**Given request:** Only the lines from the start of the data below through the line that contains "selected fiscal year.';" are to be copied, exactly and without pictures.

**Available data:**
--- start ---
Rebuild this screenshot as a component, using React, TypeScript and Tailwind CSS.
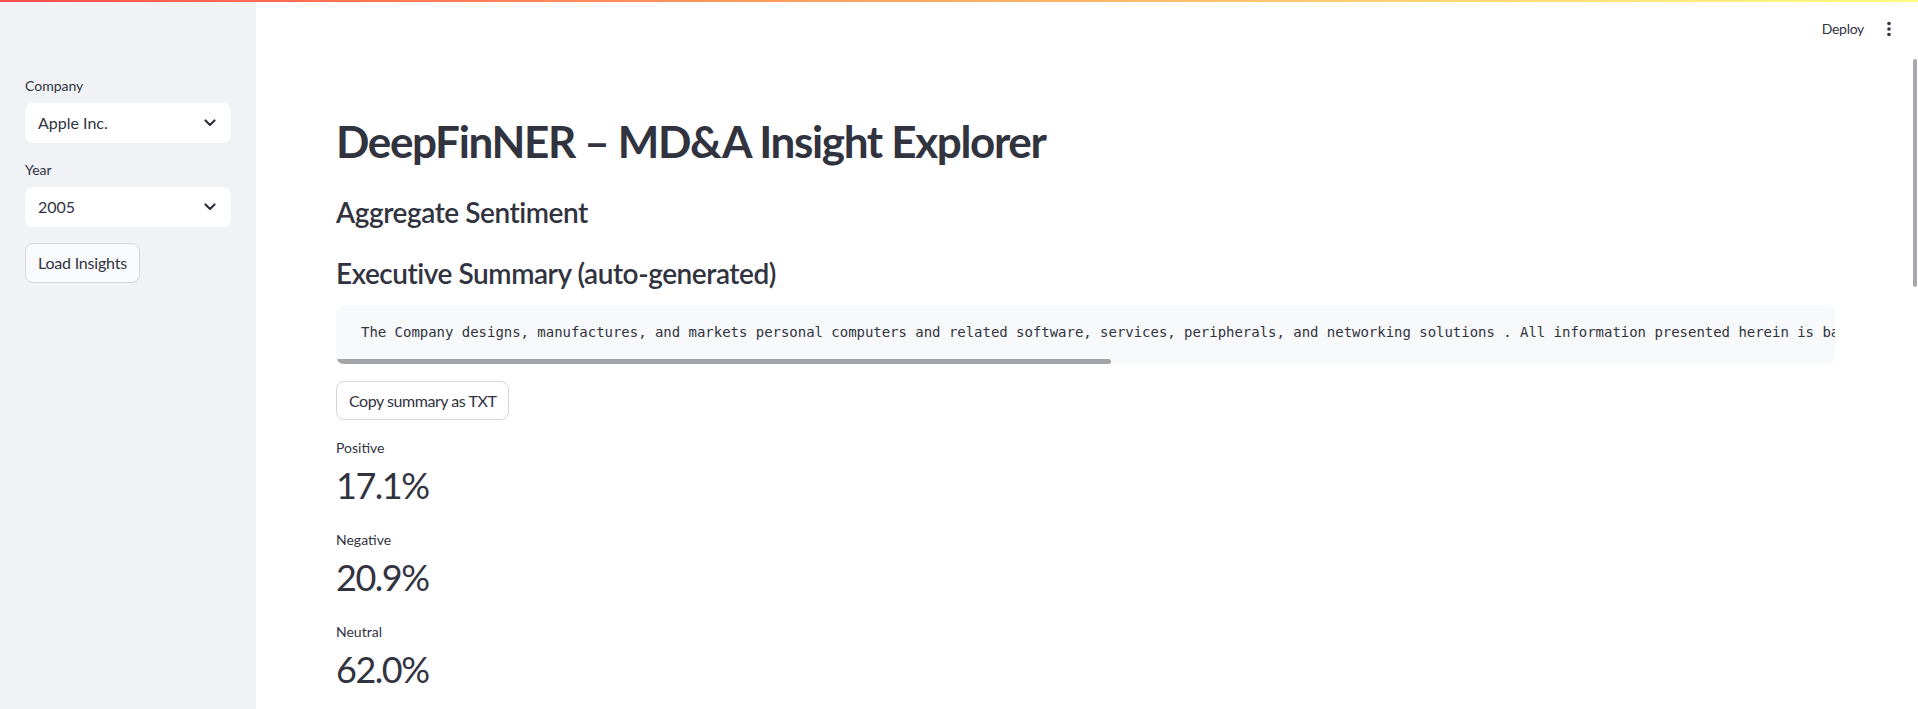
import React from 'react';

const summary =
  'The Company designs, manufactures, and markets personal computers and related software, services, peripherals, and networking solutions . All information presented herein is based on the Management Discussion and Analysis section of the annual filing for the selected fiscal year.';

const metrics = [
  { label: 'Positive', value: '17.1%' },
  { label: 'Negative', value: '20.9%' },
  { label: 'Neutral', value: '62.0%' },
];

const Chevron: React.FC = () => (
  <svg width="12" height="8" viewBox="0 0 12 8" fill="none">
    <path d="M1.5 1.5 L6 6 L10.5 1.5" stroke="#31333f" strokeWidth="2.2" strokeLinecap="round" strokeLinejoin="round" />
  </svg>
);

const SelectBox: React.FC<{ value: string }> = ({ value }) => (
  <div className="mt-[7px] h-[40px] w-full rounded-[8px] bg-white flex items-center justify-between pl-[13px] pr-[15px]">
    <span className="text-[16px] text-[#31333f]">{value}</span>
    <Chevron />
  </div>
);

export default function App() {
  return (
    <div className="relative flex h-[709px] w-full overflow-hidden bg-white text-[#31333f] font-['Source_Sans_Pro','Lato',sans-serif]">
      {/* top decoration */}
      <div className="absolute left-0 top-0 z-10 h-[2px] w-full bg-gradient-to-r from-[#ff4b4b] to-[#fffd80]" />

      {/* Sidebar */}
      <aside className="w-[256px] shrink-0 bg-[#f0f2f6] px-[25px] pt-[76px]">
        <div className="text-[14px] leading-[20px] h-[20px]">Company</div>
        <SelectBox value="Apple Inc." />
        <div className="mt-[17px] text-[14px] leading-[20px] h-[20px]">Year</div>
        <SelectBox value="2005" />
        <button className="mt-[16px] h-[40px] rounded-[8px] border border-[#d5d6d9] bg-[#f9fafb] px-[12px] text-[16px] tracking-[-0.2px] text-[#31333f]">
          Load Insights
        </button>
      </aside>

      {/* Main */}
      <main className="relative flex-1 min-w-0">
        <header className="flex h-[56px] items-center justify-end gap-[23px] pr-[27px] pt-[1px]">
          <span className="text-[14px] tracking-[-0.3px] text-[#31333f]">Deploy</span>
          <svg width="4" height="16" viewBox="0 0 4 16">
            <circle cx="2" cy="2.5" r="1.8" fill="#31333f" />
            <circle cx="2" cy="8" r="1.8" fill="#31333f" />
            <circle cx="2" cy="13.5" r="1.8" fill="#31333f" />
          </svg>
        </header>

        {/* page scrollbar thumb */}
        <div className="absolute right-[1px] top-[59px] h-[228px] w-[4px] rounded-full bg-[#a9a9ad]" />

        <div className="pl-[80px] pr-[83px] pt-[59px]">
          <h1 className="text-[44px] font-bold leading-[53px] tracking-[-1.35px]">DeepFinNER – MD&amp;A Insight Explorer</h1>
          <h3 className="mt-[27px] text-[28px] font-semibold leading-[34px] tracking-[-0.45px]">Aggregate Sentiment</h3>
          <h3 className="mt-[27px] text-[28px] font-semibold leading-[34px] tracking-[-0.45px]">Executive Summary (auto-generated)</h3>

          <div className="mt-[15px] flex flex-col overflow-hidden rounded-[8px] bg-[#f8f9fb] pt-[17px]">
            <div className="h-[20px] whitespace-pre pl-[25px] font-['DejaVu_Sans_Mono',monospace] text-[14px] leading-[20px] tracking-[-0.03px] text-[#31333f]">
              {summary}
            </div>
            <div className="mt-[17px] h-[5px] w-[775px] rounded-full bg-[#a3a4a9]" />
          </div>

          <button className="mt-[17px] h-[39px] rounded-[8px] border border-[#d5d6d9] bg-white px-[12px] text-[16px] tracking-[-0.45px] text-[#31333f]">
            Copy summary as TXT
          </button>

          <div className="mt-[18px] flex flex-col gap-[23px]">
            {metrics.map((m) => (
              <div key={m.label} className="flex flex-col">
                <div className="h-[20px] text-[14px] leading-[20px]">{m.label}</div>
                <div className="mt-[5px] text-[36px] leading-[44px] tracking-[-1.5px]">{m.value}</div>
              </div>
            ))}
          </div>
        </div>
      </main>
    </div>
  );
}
--- end ---
**Task solution:**
Rebuild this screenshot as a component, using React, TypeScript and Tailwind CSS.
import React from 'react';

const summary =
  'The Company designs, manufactures, and markets personal computers and related software, services, peripherals, and networking solutions . All information presented herein is based on the Management Discussion and Analysis section of the annual filing for the selected fiscal year.';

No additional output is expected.